A top FEMA official attempted Wednesday to warn people in the path of Hurricane Florence but instead had to shoot down reporters’ questions about whether the Trump administration wasted disaster funds on its illegal immigration agenda.
Jeff Byard, the Federal Emergency Management Agency’s associate administrator for response and recovery, said the important issue was that the hurricane would be a “Mike Tyson punch to the Carolina coast” and people had to heed evacuation orders.
But reporters at a press conference at FEMA’s Washington headquarters wanted to know about Sen. Jeff Merkley’s claim that the Trump administration diverted $10 million from FEMA to ICE for housing illegal immigrants caught up in the President Trump’s zero tolerance policy at the border.
The Oregon Democrat showed budget documents about the fund transfer Tuesday on the “Rachel Maddow Show.”
Administration officials say Mr. Merkley and MSNBC got it all wrong.
The $10 million transfer came not from disaster accounts but from a pot of money at headquarters, covering employee training, travel, purchase card expenses and the like.

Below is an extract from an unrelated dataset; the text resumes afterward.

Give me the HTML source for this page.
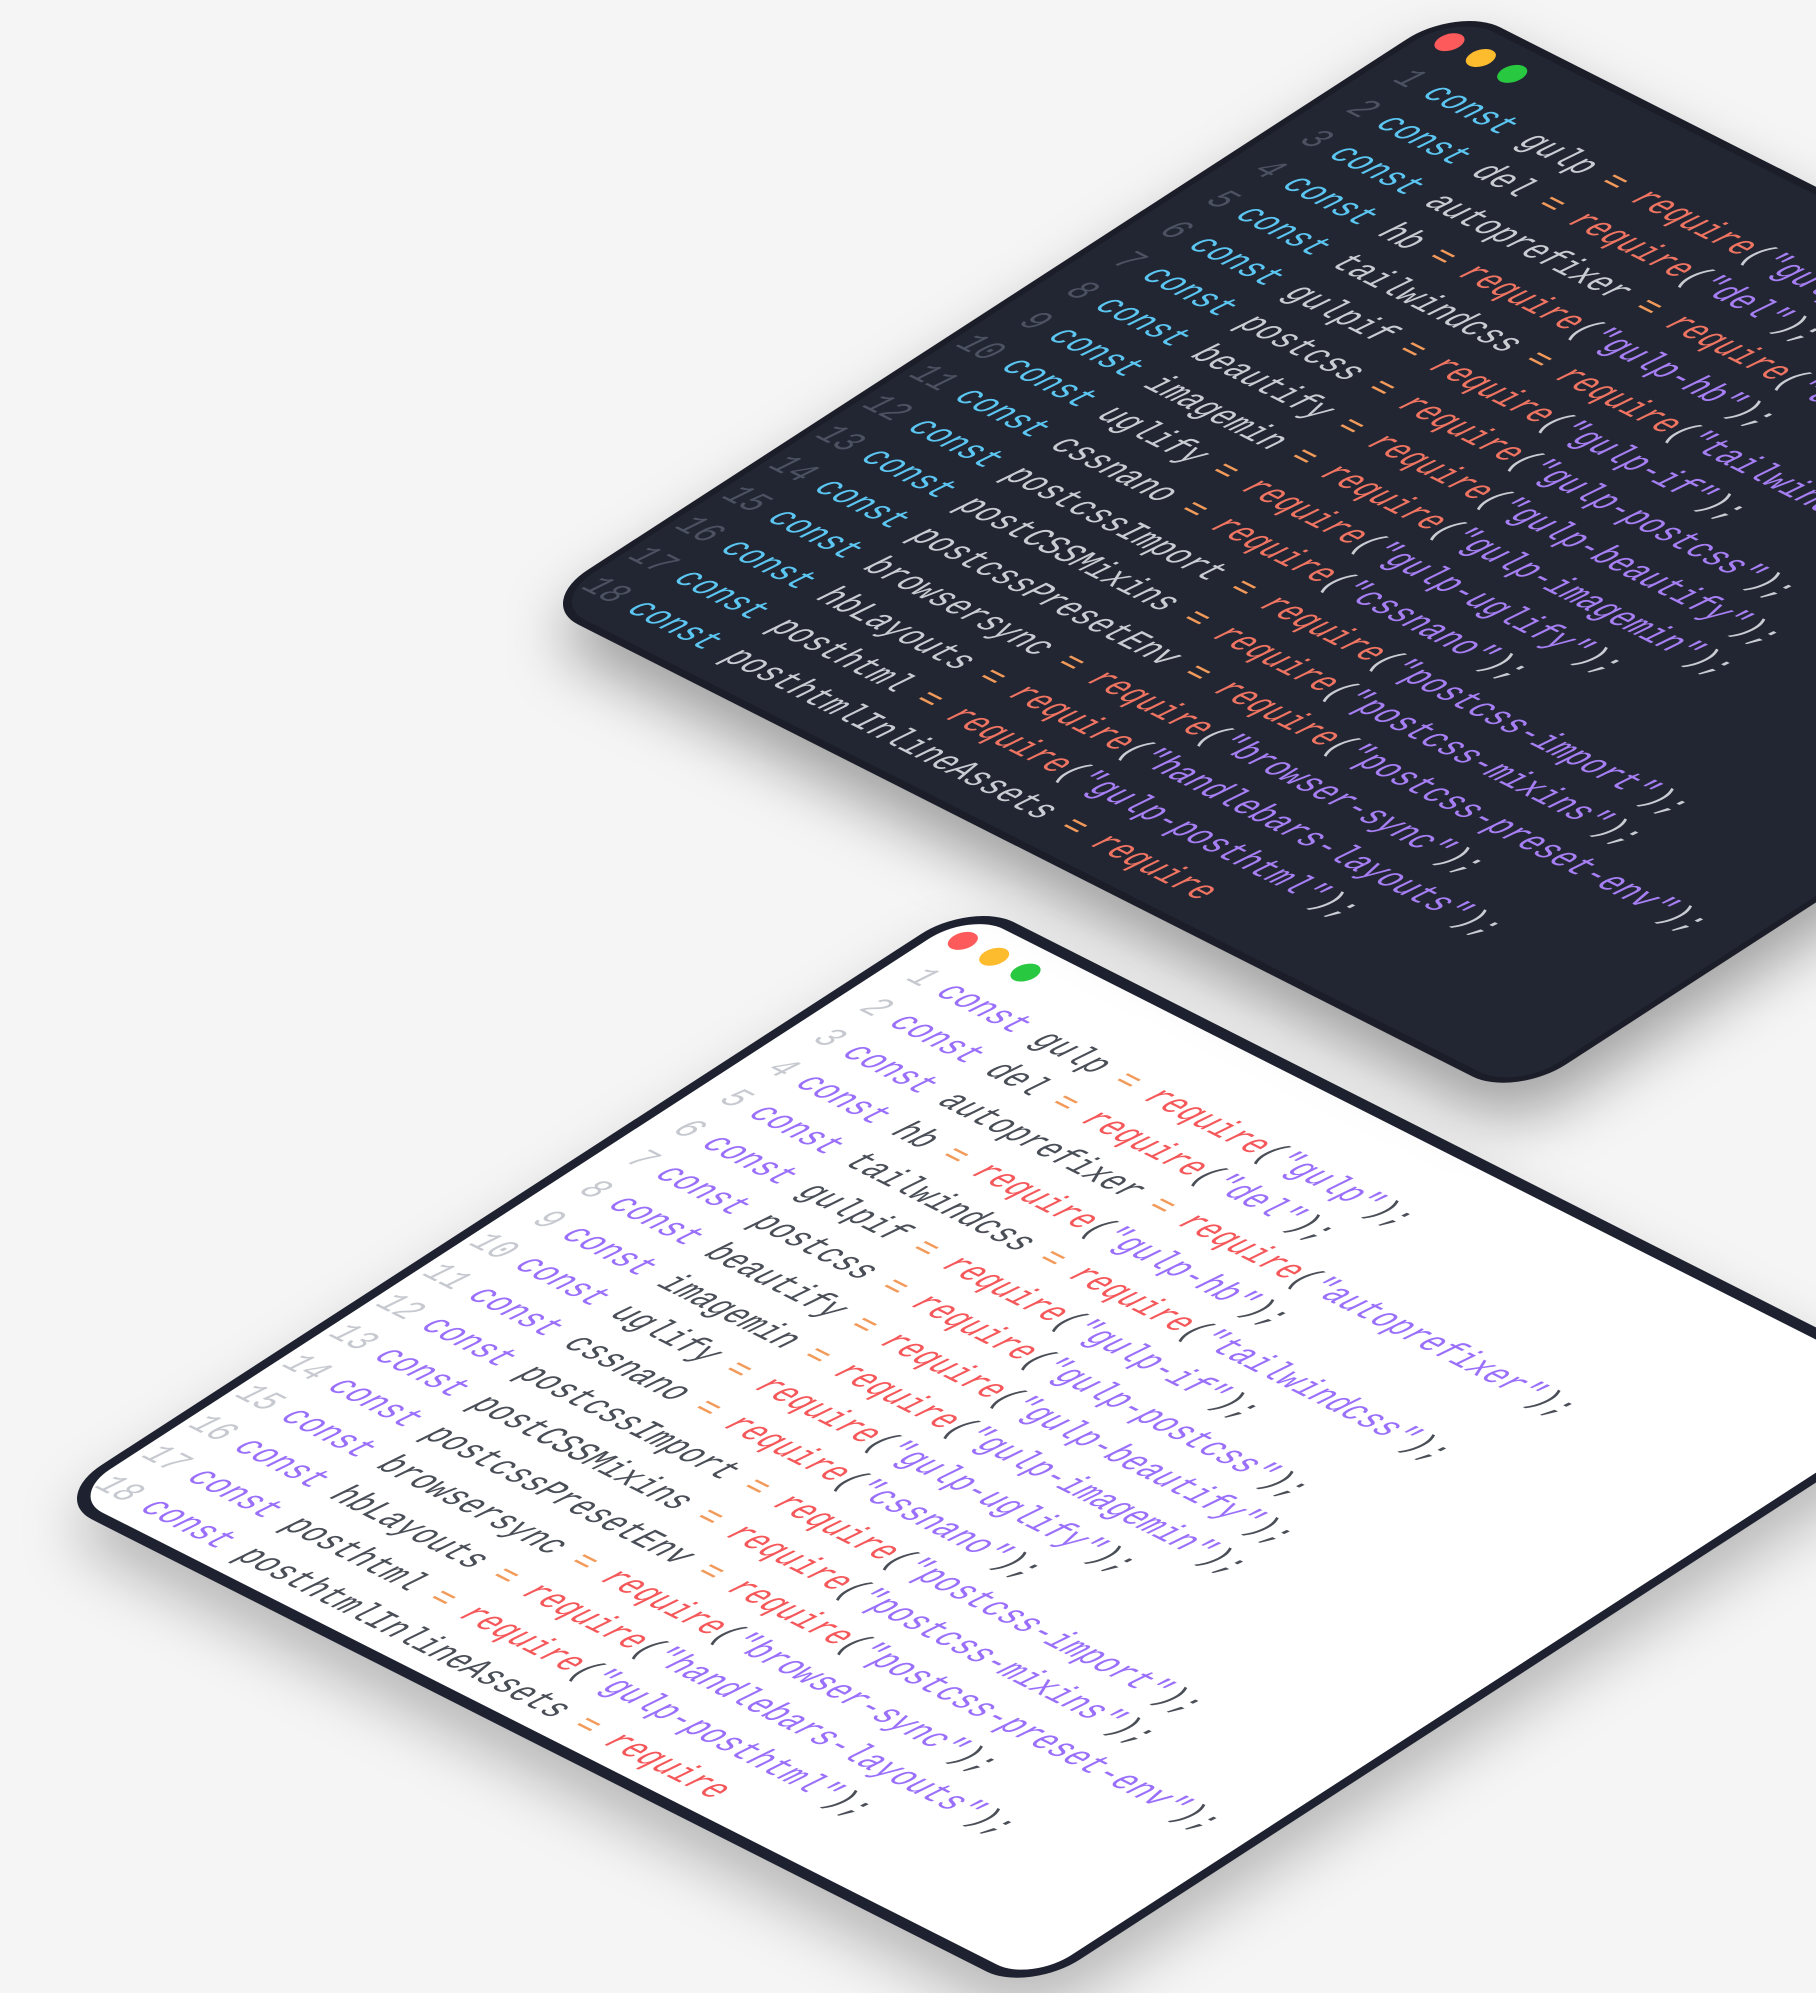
<!DOCTYPE html>
<html><head><meta charset="utf-8"><style>
html,body{margin:0;padding:0}
body{width:1816px;height:1859px;overflow:hidden;background:#f5f5f5;position:relative}
.win{position:absolute;width:1030px;height:788px;transform-origin:0 0;transform:matrix(0.95,0.48,-1.17,0.758,0,0);border-radius:44px;box-sizing:border-box;font-family:"Liberation Mono",monospace;font-style:italic;font-size:28px}
.dark{left:1458px;top:6px;background:#222632;border:6px solid #1b1e29;z-index:2;box-shadow:30px 24px 50px rgba(0,0,0,0.35)}
.light{left:972px;top:901px;background:#fff;border:9px solid #1e2230;z-index:1;box-shadow:30px 24px 50px rgba(0,0,0,0.25)}
.dots{position:absolute;left:12px;top:14px}
.dots span{position:absolute;width:20px;height:20px;border-radius:50%;top:0}
.code{position:absolute;left:0;top:48px;line-height:40px;white-space:pre}
.ln{display:inline-block;width:34px;text-align:right;margin-left:6px;margin-right:14px}
.dark .ln{color:#4c5262}.dark .k{color:#5cc6f2}.dark .i{color:#c9ccd2}.dark .o{color:#f29a5a}.dark .r{color:#f07462}.dark .s{color:#a77ff5}.dark .p{color:#c9ccd2}
.light .ln{color:#c6c9cf}.light .k{color:#9a70fb}.light .i{color:#4a4e57}.light .o{color:#f29a5a}.light .r{color:#f5585a}.light .s{color:#9a70fb}.light .p{color:#4a4e57}
</style></head><body>
<div class="win dark">
<div class="dots"><span style="left:0;background:#fd5b5b"></span><span style="left:33px;background:#fdbb2e"></span><span style="left:66px;background:#28c840"></span></div>
<div class="code"><span class="ln">1</span><span class="k">const</span> <span class="i">gulp</span> <span class="o">=</span> <span class="r">require</span><span class="p">(</span><span class="s">"gulp"</span><span class="p">);</span>
<span class="ln">2</span><span class="k">const</span> <span class="i">del</span> <span class="o">=</span> <span class="r">require</span><span class="p">(</span><span class="s">"del"</span><span class="p">);</span>
<span class="ln">3</span><span class="k">const</span> <span class="i">autoprefixer</span> <span class="o">=</span> <span class="r">require</span><span class="p">(</span><span class="s">"autoprefixer"</span><span class="p">);</span>
<span class="ln">4</span><span class="k">const</span> <span class="i">hb</span> <span class="o">=</span> <span class="r">require</span><span class="p">(</span><span class="s">"gulp-hb"</span><span class="p">);</span>
<span class="ln">5</span><span class="k">const</span> <span class="i">tailwindcss</span> <span class="o">=</span> <span class="r">require</span><span class="p">(</span><span class="s">"tailwindcss"</span><span class="p">);</span>
<span class="ln">6</span><span class="k">const</span> <span class="i">gulpif</span> <span class="o">=</span> <span class="r">require</span><span class="p">(</span><span class="s">"gulp-if"</span><span class="p">);</span>
<span class="ln">7</span><span class="k">const</span> <span class="i">postcss</span> <span class="o">=</span> <span class="r">require</span><span class="p">(</span><span class="s">"gulp-postcss"</span><span class="p">);</span>
<span class="ln">8</span><span class="k">const</span> <span class="i">beautify</span> <span class="o">=</span> <span class="r">require</span><span class="p">(</span><span class="s">"gulp-beautify"</span><span class="p">);</span>
<span class="ln">9</span><span class="k">const</span> <span class="i">imagemin</span> <span class="o">=</span> <span class="r">require</span><span class="p">(</span><span class="s">"gulp-imagemin"</span><span class="p">);</span>
<span class="ln">10</span><span class="k">const</span> <span class="i">uglify</span> <span class="o">=</span> <span class="r">require</span><span class="p">(</span><span class="s">"gulp-uglify"</span><span class="p">);</span>
<span class="ln">11</span><span class="k">const</span> <span class="i">cssnano</span> <span class="o">=</span> <span class="r">require</span><span class="p">(</span><span class="s">"cssnano"</span><span class="p">);</span>
<span class="ln">12</span><span class="k">const</span> <span class="i">postcssImport</span> <span class="o">=</span> <span class="r">require</span><span class="p">(</span><span class="s">"postcss-import"</span><span class="p">);</span>
<span class="ln">13</span><span class="k">const</span> <span class="i">postCSSMixins</span> <span class="o">=</span> <span class="r">require</span><span class="p">(</span><span class="s">"postcss-mixins"</span><span class="p">);</span>
<span class="ln">14</span><span class="k">const</span> <span class="i">postcssPresetEnv</span> <span class="o">=</span> <span class="r">require</span><span class="p">(</span><span class="s">"postcss-preset-env"</span><span class="p">);</span>
<span class="ln">15</span><span class="k">const</span> <span class="i">browsersync</span> <span class="o">=</span> <span class="r">require</span><span class="p">(</span><span class="s">"browser-sync"</span><span class="p">);</span>
<span class="ln">16</span><span class="k">const</span> <span class="i">hbLayouts</span> <span class="o">=</span> <span class="r">require</span><span class="p">(</span><span class="s">"handlebars-layouts"</span><span class="p">);</span>
<span class="ln">17</span><span class="k">const</span> <span class="i">posthtml</span> <span class="o">=</span> <span class="r">require</span><span class="p">(</span><span class="s">"gulp-posthtml"</span><span class="p">);</span>
<span class="ln">18</span><span class="k">const</span> <span class="i">posthtmlInlineAssets</span> <span class="o">=</span> <span class="r">require</span></div>
</div>
<div class="win light">
<div class="dots"><span style="left:0;background:#fd5b5b"></span><span style="left:33px;background:#fdbb2e"></span><span style="left:66px;background:#28c840"></span></div>
<div class="code"><span class="ln">1</span><span class="k">const</span> <span class="i">gulp</span> <span class="o">=</span> <span class="r">require</span><span class="p">(</span><span class="s">"gulp"</span><span class="p">);</span>
<span class="ln">2</span><span class="k">const</span> <span class="i">del</span> <span class="o">=</span> <span class="r">require</span><span class="p">(</span><span class="s">"del"</span><span class="p">);</span>
<span class="ln">3</span><span class="k">const</span> <span class="i">autoprefixer</span> <span class="o">=</span> <span class="r">require</span><span class="p">(</span><span class="s">"autoprefixer"</span><span class="p">);</span>
<span class="ln">4</span><span class="k">const</span> <span class="i">hb</span> <span class="o">=</span> <span class="r">require</span><span class="p">(</span><span class="s">"gulp-hb"</span><span class="p">);</span>
<span class="ln">5</span><span class="k">const</span> <span class="i">tailwindcss</span> <span class="o">=</span> <span class="r">require</span><span class="p">(</span><span class="s">"tailwindcss"</span><span class="p">);</span>
<span class="ln">6</span><span class="k">const</span> <span class="i">gulpif</span> <span class="o">=</span> <span class="r">require</span><span class="p">(</span><span class="s">"gulp-if"</span><span class="p">);</span>
<span class="ln">7</span><span class="k">const</span> <span class="i">postcss</span> <span class="o">=</span> <span class="r">require</span><span class="p">(</span><span class="s">"gulp-postcss"</span><span class="p">);</span>
<span class="ln">8</span><span class="k">const</span> <span class="i">beautify</span> <span class="o">=</span> <span class="r">require</span><span class="p">(</span><span class="s">"gulp-beautify"</span><span class="p">);</span>
<span class="ln">9</span><span class="k">const</span> <span class="i">imagemin</span> <span class="o">=</span> <span class="r">require</span><span class="p">(</span><span class="s">"gulp-imagemin"</span><span class="p">);</span>
<span class="ln">10</span><span class="k">const</span> <span class="i">uglify</span> <span class="o">=</span> <span class="r">require</span><span class="p">(</span><span class="s">"gulp-uglify"</span><span class="p">);</span>
<span class="ln">11</span><span class="k">const</span> <span class="i">cssnano</span> <span class="o">=</span> <span class="r">require</span><span class="p">(</span><span class="s">"cssnano"</span><span class="p">);</span>
<span class="ln">12</span><span class="k">const</span> <span class="i">postcssImport</span> <span class="o">=</span> <span class="r">require</span><span class="p">(</span><span class="s">"postcss-import"</span><span class="p">);</span>
<span class="ln">13</span><span class="k">const</span> <span class="i">postCSSMixins</span> <span class="o">=</span> <span class="r">require</span><span class="p">(</span><span class="s">"postcss-mixins"</span><span class="p">);</span>
<span class="ln">14</span><span class="k">const</span> <span class="i">postcssPresetEnv</span> <span class="o">=</span> <span class="r">require</span><span class="p">(</span><span class="s">"postcss-preset-env"</span><span class="p">);</span>
<span class="ln">15</span><span class="k">const</span> <span class="i">browsersync</span> <span class="o">=</span> <span class="r">require</span><span class="p">(</span><span class="s">"browser-sync"</span><span class="p">);</span>
<span class="ln">16</span><span class="k">const</span> <span class="i">hbLayouts</span> <span class="o">=</span> <span class="r">require</span><span class="p">(</span><span class="s">"handlebars-layouts"</span><span class="p">);</span>
<span class="ln">17</span><span class="k">const</span> <span class="i">posthtml</span> <span class="o">=</span> <span class="r">require</span><span class="p">(</span><span class="s">"gulp-posthtml"</span><span class="p">);</span>
<span class="ln">18</span><span class="k">const</span> <span class="i">posthtmlInlineAssets</span> <span class="o">=</span> <span class="r">require</span></div>
</div>
</body></html>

Homeland Security officials say the headquarters money is funded by a separate account altogether, and legally could not be spent for disaster relief.
The cash also was set to expire at the end of this month, officials said.
Money was taken from accounts across-the-board, including tens of millions from the border wall project, to replenish ICE accounts.
Mr. Merkley’s office, though, cited a Washington Post report quoting a former disaster official who insisted the FEMA headquarters money did assist in disaster relief planning and preparation.
The shifted funds weren’t a surprise. Homeland Security Secretary Kirstjen Nielsen had mentioned them over the summer in a meeting with the Congressional Hispanic Caucus, saying she was making across-the-board trims to find more money for ICE to detain and transfer illegal immigrants, including families, streaming to the U.S.
Homeland Security says billions of dollars are still in FEMA’s disaster relief account, ready for disbursing.
“What I can say is we have plenty of resources — both monetary, staff and commodities to respond to the dangerous storm that is Hurricane Florence,” said Mr. Byard. “We again ask those residents that are in the impacted zone to heed the warnings now.”
He said the issue at hand was the storm, now a massive Category 4 hurricane barreling toward the Carolina coast.
“Right now we want to focus on what are the impacts of Florence and what can our citizens do today, which is the last good day to evacuate. And we really want to push that message,” he said.
Reporters wanted to know whether FEMA had enough funds.
“What I can tell you is we have plenty of resources to respond and plenty of resources to recover and that has not impacted our situations whatsoever,” said Mr. Byard.